* **Goal of the exercise**: Collect every line in the records below that contains the word "full".

* **Provided data**:

+---+

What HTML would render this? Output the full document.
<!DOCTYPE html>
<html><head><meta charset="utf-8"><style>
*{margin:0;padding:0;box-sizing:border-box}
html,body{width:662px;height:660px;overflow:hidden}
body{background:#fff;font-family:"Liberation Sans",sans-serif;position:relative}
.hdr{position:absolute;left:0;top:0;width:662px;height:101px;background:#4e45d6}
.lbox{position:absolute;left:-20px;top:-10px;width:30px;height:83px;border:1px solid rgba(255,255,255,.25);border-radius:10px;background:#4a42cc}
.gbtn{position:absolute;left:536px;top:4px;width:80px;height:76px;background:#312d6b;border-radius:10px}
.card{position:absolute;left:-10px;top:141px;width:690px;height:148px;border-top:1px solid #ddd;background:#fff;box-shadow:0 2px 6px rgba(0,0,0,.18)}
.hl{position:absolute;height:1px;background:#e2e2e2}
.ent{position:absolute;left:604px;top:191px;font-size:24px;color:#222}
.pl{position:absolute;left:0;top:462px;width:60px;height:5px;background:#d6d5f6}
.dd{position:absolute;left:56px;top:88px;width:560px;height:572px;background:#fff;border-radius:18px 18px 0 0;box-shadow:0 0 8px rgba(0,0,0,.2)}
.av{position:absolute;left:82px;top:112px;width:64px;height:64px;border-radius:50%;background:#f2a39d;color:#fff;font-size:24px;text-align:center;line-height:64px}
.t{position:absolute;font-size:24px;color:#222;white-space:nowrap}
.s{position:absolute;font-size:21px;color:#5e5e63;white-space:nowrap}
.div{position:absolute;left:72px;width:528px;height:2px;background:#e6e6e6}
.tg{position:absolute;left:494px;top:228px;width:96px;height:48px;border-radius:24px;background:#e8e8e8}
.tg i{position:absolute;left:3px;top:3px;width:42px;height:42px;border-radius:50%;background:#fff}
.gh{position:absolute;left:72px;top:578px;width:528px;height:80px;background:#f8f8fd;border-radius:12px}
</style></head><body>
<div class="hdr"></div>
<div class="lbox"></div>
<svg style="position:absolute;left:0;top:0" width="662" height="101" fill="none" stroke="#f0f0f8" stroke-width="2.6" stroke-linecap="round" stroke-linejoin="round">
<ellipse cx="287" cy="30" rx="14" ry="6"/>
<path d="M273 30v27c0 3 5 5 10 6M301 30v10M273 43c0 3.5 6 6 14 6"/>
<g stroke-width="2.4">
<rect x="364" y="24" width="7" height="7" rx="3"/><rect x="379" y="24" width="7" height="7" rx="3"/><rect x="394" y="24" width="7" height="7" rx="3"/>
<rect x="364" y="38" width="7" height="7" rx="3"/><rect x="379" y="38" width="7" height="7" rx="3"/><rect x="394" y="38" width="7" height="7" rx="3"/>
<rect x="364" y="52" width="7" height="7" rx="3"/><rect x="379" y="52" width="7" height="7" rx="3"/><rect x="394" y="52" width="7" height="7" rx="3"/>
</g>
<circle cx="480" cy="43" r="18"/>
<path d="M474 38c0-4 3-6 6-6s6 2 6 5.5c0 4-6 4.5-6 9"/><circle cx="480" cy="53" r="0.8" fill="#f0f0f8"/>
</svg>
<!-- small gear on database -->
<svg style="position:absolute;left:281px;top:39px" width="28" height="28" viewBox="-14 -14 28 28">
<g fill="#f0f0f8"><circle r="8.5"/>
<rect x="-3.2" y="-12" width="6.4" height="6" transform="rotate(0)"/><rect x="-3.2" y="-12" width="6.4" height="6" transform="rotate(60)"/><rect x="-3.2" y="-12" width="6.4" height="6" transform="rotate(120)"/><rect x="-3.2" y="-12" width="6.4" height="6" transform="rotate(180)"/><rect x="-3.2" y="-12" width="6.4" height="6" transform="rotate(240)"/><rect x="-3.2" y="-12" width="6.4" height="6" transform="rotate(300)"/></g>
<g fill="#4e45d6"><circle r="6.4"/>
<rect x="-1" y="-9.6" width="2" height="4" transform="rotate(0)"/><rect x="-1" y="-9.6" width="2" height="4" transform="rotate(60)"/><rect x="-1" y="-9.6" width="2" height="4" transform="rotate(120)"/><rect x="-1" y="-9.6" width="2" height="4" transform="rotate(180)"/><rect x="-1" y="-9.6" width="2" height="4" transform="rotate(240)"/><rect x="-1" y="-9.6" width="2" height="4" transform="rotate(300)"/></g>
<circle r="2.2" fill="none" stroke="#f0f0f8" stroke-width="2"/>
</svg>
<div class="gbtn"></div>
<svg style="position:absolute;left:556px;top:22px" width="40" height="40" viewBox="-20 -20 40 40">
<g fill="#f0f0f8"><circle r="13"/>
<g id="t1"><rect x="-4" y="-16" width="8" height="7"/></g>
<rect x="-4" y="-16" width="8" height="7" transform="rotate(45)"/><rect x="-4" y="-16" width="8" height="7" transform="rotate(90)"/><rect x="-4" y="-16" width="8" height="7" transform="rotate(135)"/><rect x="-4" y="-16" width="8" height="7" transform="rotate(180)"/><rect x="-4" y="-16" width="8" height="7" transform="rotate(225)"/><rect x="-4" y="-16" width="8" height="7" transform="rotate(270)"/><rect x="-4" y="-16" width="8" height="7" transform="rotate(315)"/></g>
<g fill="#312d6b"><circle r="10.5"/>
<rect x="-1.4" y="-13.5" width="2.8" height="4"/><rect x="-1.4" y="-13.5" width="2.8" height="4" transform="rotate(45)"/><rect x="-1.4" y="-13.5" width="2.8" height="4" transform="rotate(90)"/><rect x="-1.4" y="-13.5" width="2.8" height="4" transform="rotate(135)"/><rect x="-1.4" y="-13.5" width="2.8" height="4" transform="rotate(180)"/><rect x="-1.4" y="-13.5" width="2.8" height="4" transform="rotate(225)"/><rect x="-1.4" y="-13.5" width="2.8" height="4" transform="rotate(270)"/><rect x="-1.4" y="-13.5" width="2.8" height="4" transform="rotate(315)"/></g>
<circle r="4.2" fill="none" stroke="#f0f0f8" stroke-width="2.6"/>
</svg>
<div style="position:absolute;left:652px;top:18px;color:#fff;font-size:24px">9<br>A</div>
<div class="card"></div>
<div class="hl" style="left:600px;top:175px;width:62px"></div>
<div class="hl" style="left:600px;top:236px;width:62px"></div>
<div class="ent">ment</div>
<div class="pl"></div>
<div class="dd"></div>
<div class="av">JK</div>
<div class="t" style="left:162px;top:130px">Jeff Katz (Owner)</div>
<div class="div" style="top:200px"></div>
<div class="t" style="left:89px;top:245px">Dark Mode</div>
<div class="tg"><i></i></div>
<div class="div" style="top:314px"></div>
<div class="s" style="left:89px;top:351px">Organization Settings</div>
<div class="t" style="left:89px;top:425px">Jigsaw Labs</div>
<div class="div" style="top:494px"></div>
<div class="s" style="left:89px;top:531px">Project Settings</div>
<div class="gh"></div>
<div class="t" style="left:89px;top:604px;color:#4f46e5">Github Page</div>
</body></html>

+---+

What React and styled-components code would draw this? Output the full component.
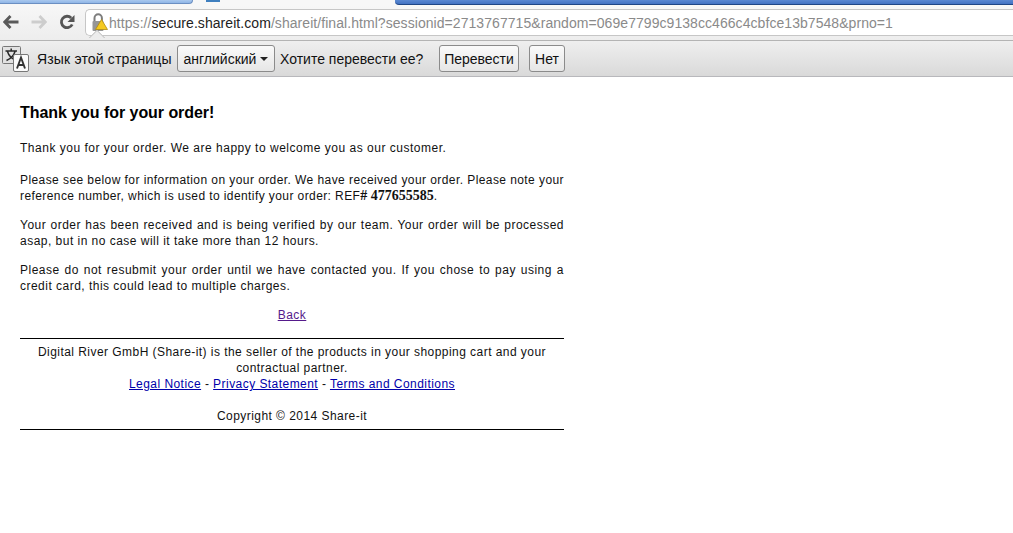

+---+

* **Problem solution**:
What HTML would render this? Output the full document.
What React and styled-components code would draw this? Output the full component.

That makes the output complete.